Legacy Overintegration The typical business application has increased in size by an astounding 5,400 percent since the start of the 1980s. A typical mission-critical integrated application has grown to include 1.2 million lines of code — assembled by stringing together what would have been 20 different applications 15 years ago.

These numbers begin to illustrate the challenge posed by legacy overintegration.

Spaghetti code — the dominant challenge 15 to 20 years ago — has been replaced by spaghetti integration. Many architectures present numerous opportunities for uncontrolled interactions among applications, programs, code, and data. Structured programming — a widely accepted step forward over spaghetti code — offers some lessons for spaghetti integration. It stresses tight cohesion (i.e., keeping highly related functions together) and loose coupling (i.e., minimal connections between functions).

Unfortunately, in most cases of spaghetti integration and integrated shared databases, the opposite is true. Legacy applications are usually characterized by loose cohesion, with functional logic such as product edits and customer data sprinkled through numerous programs and applications. The applications are tightly coupled both through shared databases, redundant databases, and interface files and through uncontrolled interactions between numerous fields in countless programs.

Shifting to Component Architectures Component architectures replace shared data integration with tight cohesion and controlled coupling — practices that have much in common with object-oriented design and analysis. These architectures shift

the focus to standardized interfaces and construction guidelines. In addition, communications mechanisms based on the use of components complement the traditional focus on applications and data. Component architectures use such items as desktop integration, a software message bus, remote data access, and data warehouses as building blocks to help applications cooperate through standardized interfaces.

Although the idea of components is readily understandable in terms of new development, it can also be applied to legacy applications. Some organizations are now viewing these applications as reusable components that can be incorporated into new development using object-oriented techniques. Building on component-based message-driven architectures, IS professionals can use a variety of techniques to avoid plunging into the heart of legacy systems and forcing in new levels of complexity. Many of these techniques are now becoming well established, as the following sections on value recovery and transition strategies will discuss.

The shift to component architectures also supports two concrete commitments —

reuse and maintainability — that increase the value of IT assets. Reuse increases the value of an asset by reducing future development costs. Maintainability increases value by allowing an asset to evolve as the business changes. Both significantly reduce costs by focusing investment on fewer, more flexible assets. Breaking applications into controllable, standardized components is as important to maintainability as it is to reuse.

Recovering Value from Legacy Assets

Legacy applications are storehouses of immense business value, even if that value can be extremely difficult to exploit. The value can be classified as falling into one of three main areas: data, processing logic, and business rules.

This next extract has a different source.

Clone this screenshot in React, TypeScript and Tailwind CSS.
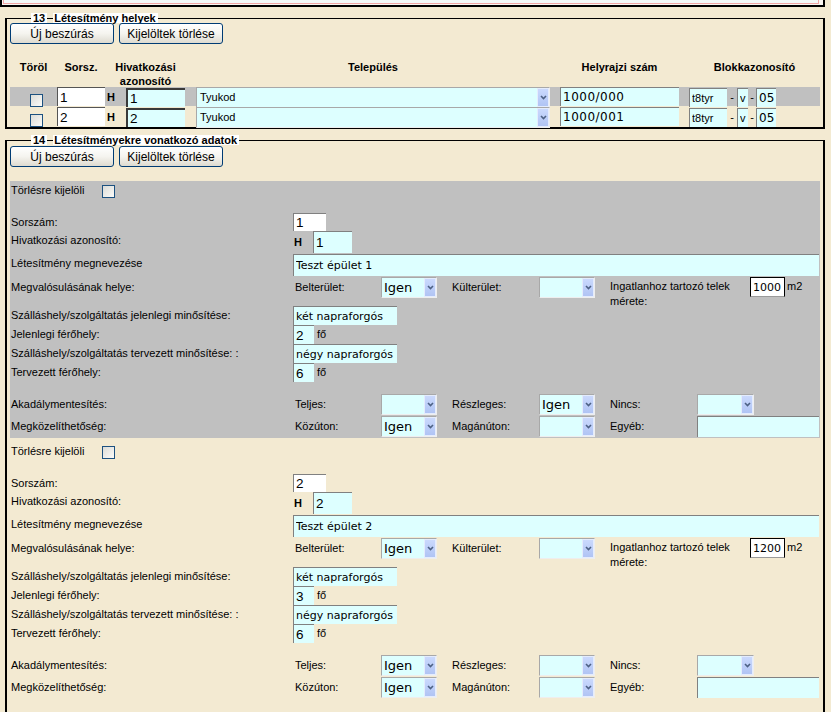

Fortunately, new strategies, techniques, and tools are emerging that let IS managers and their staffs reengineer, recondition, coexist with, or extract value from existing applications. These approaches also move legacy assets closer to the architectures that underlie new development.

Transition Strategies for Legacy Assets

Several fundamental techniques are now emerging as the basis of a value recovery program in a hybrid environment. As the following sections illustrate, most of these tactics rely on breaking large applications into smaller components and then reengineering or reconditioning them.

§ Reverse Engineering — Automated tools help raise a system to a higher level of abstraction by, for example, deriving a system specification or requirements model from existing code and data. This technique may create a new baseline for incorporating enhancements and enabling future code regeneration. It also facilitates traditional maintenance by enhancing developers’

understanding of the system.

§ Package (i.e., Components) — Standard COTS (commercial off-the-shelf) packages such as word processors, spreadsheets, work-flow engines, and graphics libraries can provide critical components for hybrid solutions.

§ Components — Partitioning legacy systems or legacy programs into smaller components lets IS staff phase out or replace a system one piece at a time.

Some code analysis tools help with this task, but the conceptual commitment to modularity and reuse is more important than particular tools.

§ Rationalization and Restructuring — Cleaning up existing code by eliminating redundancy, instituting standards, improving structure, and updating documentation simplifies maintenance and enhancement. This is frequently the first step in a legacy strategy.

§ Conversion and Rehosting — Rehosting involves moving legacy applications —

untouched — onto client/server platforms. This approach not only promises potentially lower costs but also enables multiple application components to be more seamlessly integrated into a solution for the business user.

§ Architectural Layers — Layering separates the various components of an application, such as presentation/user interface, application logic, data access level, and communications.

§ Wrappering — Creating a software wrapper to encapsulate and modularize legacy components enables them to coexist and communicate with object-oriented components. A function server lets the legacy code send and receive object-oriented messages. In this way, wrappering positions legacy code to provide continuing value and to be reused in future systems.

§ Forward Regeneration — Automated tools help developers regenerate code based on modified higher-level abstractions rather than modifying the code directly. This technique may be used after reverse engineering, or if the original system was developed through code generation.

§ Surround — Creating additional functionality and data components around the legacy system, but without modifying the system itself, allows legacy components to be phased out as the surrounding components supplant the legacy functions.

§ Data Warehouse — Whereas surround strategies put new functionality in front of legacy systems and integrate at the desktop level, warehouses integrate the data behind legacy applications.

§ Maintenance and Enhancement — As the section on transforming the IS

organization will illustrate, leading practitioners are rethinking the traditional approach to managing the evolution of legacy assets even in the areas of maintenance and enhancement.

§ New Development — Best-practice models and capability maturity assessment help chart a course to better results and productivity in new applications development.

§ Package Replacement — Software packages often replace a legacy system, especially if it is used for nondifferentiating basic support applications. COTS

application packages may also be used in a surround approach.

§ Outsourcing: Long-Term or Transitional — Because it can be cost-effective under the right circumstances to identify a clearly definable task and

outsource it, IS managers should consider outsourcers in the enhancement, redevelopment, or replacement phases of a legacy strategy.

These transition techniques are certainly not stand-alone mechanisms. Not only is there overlap among the various techniques, but they also interact with each other to produce more finely tuned results. IS managers should carefully assess the techniques in a given situation as part of the overall project plan.